To my father's, too, I think. He seemed to be linking Muraki to the explosion by way of the Kocho. He thinks that something terrible happened there. Otherwise, why would he reminesce about the fire, enclose the best of those newspaper clippings, tell me insistently that Muraki is a certified sorcerer, and then conclude his letter with "Be careful. Be very careful"?
[Private to self]
*comes back later and changes the security* ---> [Filtered to Edgeworth]
As I was saying, there were two letters. The first was less than helpful. It says:
Your uncle informs me that you were asking questions in Garrettstown as regards the Valknut Corporation and their latest product, the semi-automatic pistol. I presume you know that the gun dealer who provided you with the facts was one of the middlemen through whom we purchase arms from outside Vohemar. In the future, you will kindly ask my permission before you use the Kurosaki name to pry information from those I depend on to outfit my ships with essential hardware.
I received your letter requesting information about Dr. Muraki. I will be honest with you. I do not understand your antipathy for this man, whom I still regard as a friend.
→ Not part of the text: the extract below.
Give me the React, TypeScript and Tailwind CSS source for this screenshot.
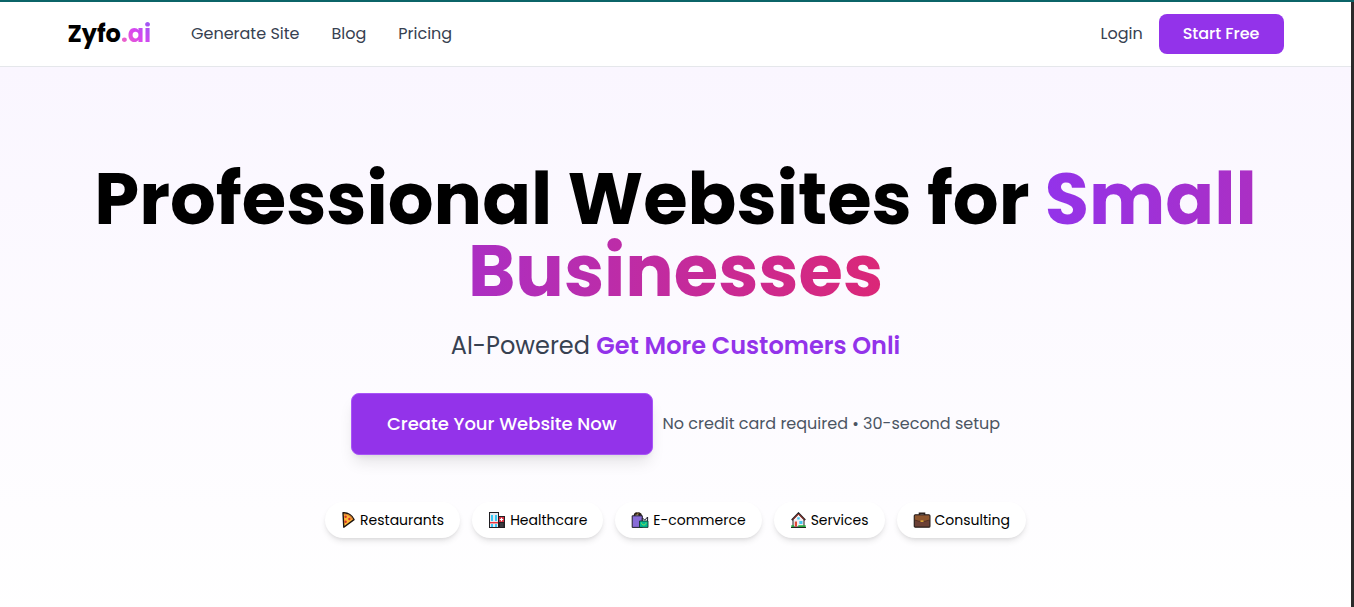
import type { ReactNode } from "react";

function Icon({ children }: { children: ReactNode }) {
  return (
    <svg viewBox="-1 0 18 16" className="h-4 w-[18px] shrink-0" aria-hidden="true">
      {children}
    </svg>
  );
}

function PizzaIcon() {
  return (
    <svg viewBox="0 0 15 16" className="h-4 w-[15px] shrink-0" aria-hidden="true">
      <path d="M2 .7 C7 .5 11.5 3.4 13 7.6 L2.8 15.2 Z" fill="#ffb636" stroke="#1c1410" strokeWidth="1.4" strokeLinejoin="round" />
      <path d="M2.8 2 C7 2 10.4 4.2 11.8 7.7" fill="none" stroke="#c87530" strokeWidth="1.2" />
      <circle cx="4.6" cy="4.8" r="1.2" fill="#d3302b" />
      <circle cx="8.4" cy="7" r="1.2" fill="#d3302b" />
      <circle cx="4.6" cy="9.8" r="1.2" fill="#d3302b" />
    </svg>
  );
}

function HospitalIcon() {
  return (
    <Icon>
      <path d="M0 0 H10 V4 H16 V16 H0 Z" fill="#201e22" />
      <path d="M1 1 H9 V15 H1 Z" fill="#e4e8ee" />
      <path d="M2 3 H4 V9 H2 Z M6 3 H8 V9 H6 Z M2 12 H4 V15 H2 Z M6 12 H8 V15 H6 Z" fill="#35c6f4" />
      <path d="M1 10 H9 V11.4 H1 Z" fill="#e8323c" />
      <path d="M10 5 H15 V10 H10 Z" fill="#d52b3c" />
      <path d="M12.5 5.8 V9.2 M10.8 7.5 H14.2" stroke="#fff" strokeWidth="1.2" />
      <path d="M11 11 H14.5 V15 H11 Z" fill="#3a3a40" />
    </Icon>
  );
}

function BagsIcon() {
  return (
    <Icon>
      <path d="M2.5 4 C2.5 .2 7 .2 7.5 4 M4.5 3 C5 0 9 .6 9.5 4" fill="none" stroke="#2a2016" strokeWidth="1.6" />
      <path d="M4.5 2.6 L6.5 1.6" stroke="#c69a4a" strokeWidth=".9" />
      <path d="M.2 3.8 H10.3 V15.4 H.2 Z" fill="#886cd8" stroke="#201e2c" strokeWidth="1" />
      <path d="M10.3 9 V6 L12.8 8 L15.6 5 V9" fill="#e8f2f2" stroke="#201e2c" strokeWidth="1" />
      <path d="M7.5 9 H16 V15.4 H7.5 Z" fill="#00b892" stroke="#17342c" strokeWidth=".9" />
      <path d="M9.5 10.6 C9.5 13.7 14 13.7 14 10.6" fill="none" stroke="#8ae05a" strokeWidth="1" />
    </Icon>
  );
}

function HouseIcon() {
  return (
    <svg viewBox="-1 0 17 16" className="h-4 w-[17px] shrink-0" aria-hidden="true">
      <path d="M2 7.5 L7.5 2 L13 7.5 V15 H2 Z" fill="#f0eef2" stroke="#252326" strokeWidth="1" />
      <path d="M.8 8.2 L7.5 1.2 L14.2 8.2" fill="none" stroke="#252326" strokeWidth="1.8" />
      <path d="M2 7.6 L7.5 2 L13 7.6" fill="none" stroke="#d6402e" strokeWidth=".9" />
      <path d="M3.8 9.5 H6 V14.5 H3.8 Z" fill="#e04832" />
      <path d="M8.3 9 H11.5 V12 H8.3 Z M6.3 5.3 H8.7 V7.5 H6.3 Z" fill="#41c8f0" />
      <path d="M.3 13.2 H3 V15.3 H.3 Z M7.3 13.2 H14.7 V15.3 H7.3 Z" fill="#28aa3e" />
      <path d="M0 15.5 H15" stroke="#202820" strokeWidth="1" />
    </svg>
  );
}

function BriefcaseIcon() {
  return (
    <Icon>
      <path d="M5.5 3.5 V1.2 H10.5 V3.5" fill="none" stroke="#2b211d" strokeWidth="1.6" />
      <rect x=".3" y="2.8" width="15.6" height="12.4" rx="1" fill="#6b4035" stroke="#2b211d" strokeWidth="1.2" />
      <path d="M.9 3.4 H15.3 V8 L11 9.3 H5 L.9 8 Z" fill="#8e562e" />
      <path d="M.9 8 L5 9.3 H11 L15.3 8" fill="none" stroke="#4c2b20" strokeWidth=".8" />
      <path d="M6.5 8.5 H9.5 V9.8 H6.5 Z" fill="#f9c23c" />
    </Icon>
  );
}

const NAV_LINKS = ["Generate Site", "Blog", "Pricing"];

const INDUSTRIES = [
  { name: "Restaurants", icon: PizzaIcon },
  { name: "Healthcare", icon: HospitalIcon },
  { name: "E-commerce", icon: BagsIcon },
  { name: "Services", icon: HouseIcon },
  { name: "Consulting", icon: BriefcaseIcon },
];

function Header() {
  return (
    <header className="border-b border-gray-200 bg-white">
      <div className="mx-auto flex h-16 max-w-7xl items-center justify-between px-8">
        <div className="flex items-center gap-10">
          <a href="#" className="text-2xl font-bold text-black">
            Zyfo
            <span className="bg-linear-to-tr/srgb from-[#f472b6] via-[#d946ef] to-[#8b5cf6] bg-clip-text text-transparent">.ai</span>
          </a>
          <nav className="flex items-center gap-8">
            {NAV_LINKS.map((link) => (
              <a key={link} href="#" className="text-[#374151]">
                {link}
              </a>
            ))}
          </nav>
        </div>
        <div className="flex items-center gap-4">
          <a href="#" className="text-[#374151]">Login</a>
          <button className="h-10 rounded-lg bg-[#9333ea] px-6 font-medium text-white">Start Free</button>
        </div>
      </div>
    </header>
  );
}

function Hero() {
  return (
    <section className="grow bg-linear-to-b/srgb from-[#faf6ff] to-white py-24">
      <div className="mx-auto flex max-w-7xl flex-col items-center px-8 text-center">
        <h1 className="text-7xl leading-[72px] font-bold text-black">
          Professional Websites for{" "}
          <span className="bg-linear-to-r/srgb from-[#9333ea] to-[#db2777] bg-clip-text text-transparent">Small Businesses</span>
        </h1>
        <p className="mt-[23px] text-2xl text-[#374151]">
          AI-Powered <span className="font-semibold text-[#9333ea]">Get More Customers Onli</span>
        </p>
        <div className="mt-[31px] flex items-center gap-[10px]">
          <button className="rounded-lg border border-[#a855f7] bg-[#9333ea] px-[35px] py-4 text-lg leading-7 font-medium text-white shadow-lg">
            Create Your Website Now
          </button>
          <span className="text-[#4b5563]">No credit card required • 30-second setup</span>
        </div>
        <div className="mt-[47px] flex flex-wrap justify-center gap-3">
          {INDUSTRIES.map((industry) => (
            <span key={industry.name} className="flex items-center gap-1 rounded-full bg-white px-4 py-2 text-sm text-black shadow-md">
              <industry.icon />
              {industry.name}
            </span>
          ))}
        </div>
      </div>
    </section>
  );
}

export default function App() {
  return (
    <div className="flex min-h-screen flex-col font-['Poppins','Inter',sans-serif]">
      <div className="h-[2px] bg-[#0b6468]" />
      <div className="flex grow flex-col border-r-3 border-[#2b2b2b]">
        <Header />
        <Hero />
      </div>
    </div>
  );
}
The next day, the second letter arrived. He must have scribbled it out immediately after the first. He writes:
You became ill eight and a half years ago. Dr. Muraki did not leave Bydan until almost a year later. You don't remember that, I suppose, because he never came to the house again after I informed him of your sickness. He had retired from being a private physician to live quietly and focus on his research. He never told me what exactly he was studying. I met him regularly in town, however. I knew he was spending time in the forest because his shoes often had traces of that rich black loam one can find under the ferns, up in the northwestern corner of the woods where the soil is the wettest because it gets the most rain. He's a fastidious man, but that stuff clings and smears when a person tries to scrape it off. White suede shoes...
This is where my father melts down, as I said. His sentences become disjointed. He starts a sentence and then breaks off and writes something else. He doesn't seem to realize that he has done this. His hands must have been shaking when he folded the newspaper article roughly and shoved it into the envelope. I touched the script with my hands, with my empath's fingers, and a wave of anxiety and anguish swept up the bones of my arms and into my heart. It was not mine, it was his, it was what he felt when he was writing those words. I nearly threw up.
Sorry, this whole communication was not as succinct as I would have liked it to have been. I'll draw up a timeline and start plugging the facts in.